In 1931, Col. Clyde Earl Ely, former owner of the Deming Headlight, sold the Gallup Herald to the Independent and it ceased. The Independent entered receivership and in 1936 was sold at court-ordered auction to Vincent J. Jaeger and C.M. Carter. In 1939, A.W. Barnes bought the paper from the two. In 1952, Barnes sold the paper to Lincoln O'Brien, owner of the Las Vegas Optic, Tucumcari Daily News, and Farmington Daily Times. A month later the New Mexico Press Association, which Barnes was elected president of twice, awarded him honorary lifetime membership.

In 1955, Wallace Leach bought the majority stock in the Independent and became publisher. He joined O'Brien as co-owner. In 1958, the Independent purchased a warehouse from the Gallup Oil Company. That same year, Wallace exited the business. In 1964, Lincoln O'Brien sold the paper to John K. Zollinger. In 1968, Zollinger's only daughter died at age 15 after collapsing during gym class. In 1984, the Independent announced plans to construct a $1.38 million printing plant. Around that time, Zollinger handed over the day-to-day operations to his son, Robert "Bob" Zollinger, and was involved in the Independent until 2007 when died. In January 2026, publisher Bob Zollinger announced the paper will cease publication after failed attempts to sell it.

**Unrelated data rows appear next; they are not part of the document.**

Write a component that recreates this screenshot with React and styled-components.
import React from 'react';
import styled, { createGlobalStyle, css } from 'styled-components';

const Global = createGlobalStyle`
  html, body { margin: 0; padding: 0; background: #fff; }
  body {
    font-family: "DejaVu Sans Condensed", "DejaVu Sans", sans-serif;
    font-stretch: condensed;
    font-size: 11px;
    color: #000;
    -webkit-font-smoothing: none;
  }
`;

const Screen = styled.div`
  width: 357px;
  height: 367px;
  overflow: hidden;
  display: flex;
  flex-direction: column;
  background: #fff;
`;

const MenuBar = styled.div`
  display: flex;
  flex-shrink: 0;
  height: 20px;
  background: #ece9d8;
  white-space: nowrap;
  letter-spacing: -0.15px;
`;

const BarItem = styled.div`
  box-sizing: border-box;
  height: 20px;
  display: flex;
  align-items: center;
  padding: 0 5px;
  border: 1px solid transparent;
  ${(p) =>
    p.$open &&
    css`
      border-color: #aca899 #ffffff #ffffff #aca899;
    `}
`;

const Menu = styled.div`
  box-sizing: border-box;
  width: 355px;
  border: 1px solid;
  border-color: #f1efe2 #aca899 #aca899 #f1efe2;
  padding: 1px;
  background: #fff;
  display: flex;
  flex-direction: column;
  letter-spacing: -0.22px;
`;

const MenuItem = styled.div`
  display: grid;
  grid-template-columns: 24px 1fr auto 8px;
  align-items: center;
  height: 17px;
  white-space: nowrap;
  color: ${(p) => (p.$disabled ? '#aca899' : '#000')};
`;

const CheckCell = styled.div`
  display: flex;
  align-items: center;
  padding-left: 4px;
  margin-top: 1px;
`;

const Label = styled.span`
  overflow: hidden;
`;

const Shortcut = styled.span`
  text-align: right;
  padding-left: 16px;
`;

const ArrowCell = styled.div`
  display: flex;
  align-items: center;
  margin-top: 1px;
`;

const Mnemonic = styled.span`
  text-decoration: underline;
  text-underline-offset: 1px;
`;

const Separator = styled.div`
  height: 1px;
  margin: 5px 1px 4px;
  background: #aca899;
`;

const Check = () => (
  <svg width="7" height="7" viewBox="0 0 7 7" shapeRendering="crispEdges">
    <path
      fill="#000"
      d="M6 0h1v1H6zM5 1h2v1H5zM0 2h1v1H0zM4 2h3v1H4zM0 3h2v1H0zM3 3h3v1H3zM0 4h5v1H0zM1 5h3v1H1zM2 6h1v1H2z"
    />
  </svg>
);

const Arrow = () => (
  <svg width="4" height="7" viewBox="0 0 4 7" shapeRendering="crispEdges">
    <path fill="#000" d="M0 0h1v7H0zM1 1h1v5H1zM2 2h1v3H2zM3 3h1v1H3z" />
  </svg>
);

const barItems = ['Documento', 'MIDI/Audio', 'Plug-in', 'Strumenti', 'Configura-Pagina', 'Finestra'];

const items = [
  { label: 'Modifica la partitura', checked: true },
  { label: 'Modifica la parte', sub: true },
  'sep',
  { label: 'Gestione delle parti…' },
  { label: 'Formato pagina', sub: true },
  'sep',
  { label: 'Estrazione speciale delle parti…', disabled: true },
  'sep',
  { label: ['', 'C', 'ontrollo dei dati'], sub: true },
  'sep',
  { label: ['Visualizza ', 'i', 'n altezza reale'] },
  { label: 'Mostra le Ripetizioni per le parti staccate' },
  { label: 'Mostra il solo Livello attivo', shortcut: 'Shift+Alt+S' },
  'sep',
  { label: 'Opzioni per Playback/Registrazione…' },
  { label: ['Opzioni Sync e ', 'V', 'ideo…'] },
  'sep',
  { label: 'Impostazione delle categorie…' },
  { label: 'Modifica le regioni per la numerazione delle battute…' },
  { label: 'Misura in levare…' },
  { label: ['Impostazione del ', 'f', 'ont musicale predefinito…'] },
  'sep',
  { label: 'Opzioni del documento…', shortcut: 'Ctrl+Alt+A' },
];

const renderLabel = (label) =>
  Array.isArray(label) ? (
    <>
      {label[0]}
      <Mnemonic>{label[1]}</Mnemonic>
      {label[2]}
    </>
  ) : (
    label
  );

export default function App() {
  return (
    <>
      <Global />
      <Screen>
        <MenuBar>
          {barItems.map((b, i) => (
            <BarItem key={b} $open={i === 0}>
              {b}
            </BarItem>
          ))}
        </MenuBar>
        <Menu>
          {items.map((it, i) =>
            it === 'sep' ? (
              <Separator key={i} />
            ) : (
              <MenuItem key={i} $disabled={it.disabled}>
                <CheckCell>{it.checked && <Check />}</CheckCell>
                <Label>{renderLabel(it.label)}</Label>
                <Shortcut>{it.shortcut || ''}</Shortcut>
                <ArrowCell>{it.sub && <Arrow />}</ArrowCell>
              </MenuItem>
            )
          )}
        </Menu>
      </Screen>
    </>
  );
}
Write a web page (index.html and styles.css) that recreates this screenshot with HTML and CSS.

== Bob Zollinger Lawsuits ==

=== "Mexican Mafia" ===
In May 1987, Gallup city councilman Harry Mendoza sued the Independent for defamation, and sought $1 million in damages. The lawsuit was in response to an opinion column publisher in the paper that claimed the city council had been taken over by the "Mexican Mafia." Three of the five city council members were Hispanic at that time. The paper claimed the term was intended to be satirical and humorous. The paper asked the courts for the lawsuit to be dismissed. In August 1988, an appeals court dismissed Mendoza's libel suit.'

=== Public records ===
In October 1987, Bob Zollinger sued the City of Gallup in an attempt to obtain information from public utility records. This followed after the city council voted 3-2 twice not to release records related to its electric utility and its water and sanitation departments. A month later a judge ordered the city to release its utility records, including its mailing list and payment records.

=== Shirley court coverage ===
In May 1991, a prosecuting attorney request a restraining order to bar the Independent from publishing stories about the upcoming drunk-driving trail of state Rep. Albert Shirley. This was after a mistrial was declared when an unbiased jury could not be found. Publisher Bob Zollinger said he would not abided by that order if it were implement by a judge.

=== Mendoza rape articles ===
On June 24, 2009, Independent published an article revealing that Gallup mayor Harry Mendoza had been charged in a gang rape in 1948. Mendoza and his family said they knew nothing of the charges, and the case had never gone to court. In 2011, Mendoza sued the Independent for false light and in July 2012 a district court judge ruled in the newspaper's favor after a jury failed to reach a verdict.

On January 6, 2010, Independent publisher Bob Zollinger and Mendoza got into an altercation in the parking lot of a bank. Bob Zollinger told a local television station that he never threw a punch and was attacked by Mendoza, who was upset about the publication of articles linking the mayor to a gang rape 60 years ago. On July 20, 2010, Mendoza pleaded no contest to a charge of voluntarily engaging in a fight in a public place. This was a lesser charge than the original misdemeanor assault and battery charges that the mayor had faced.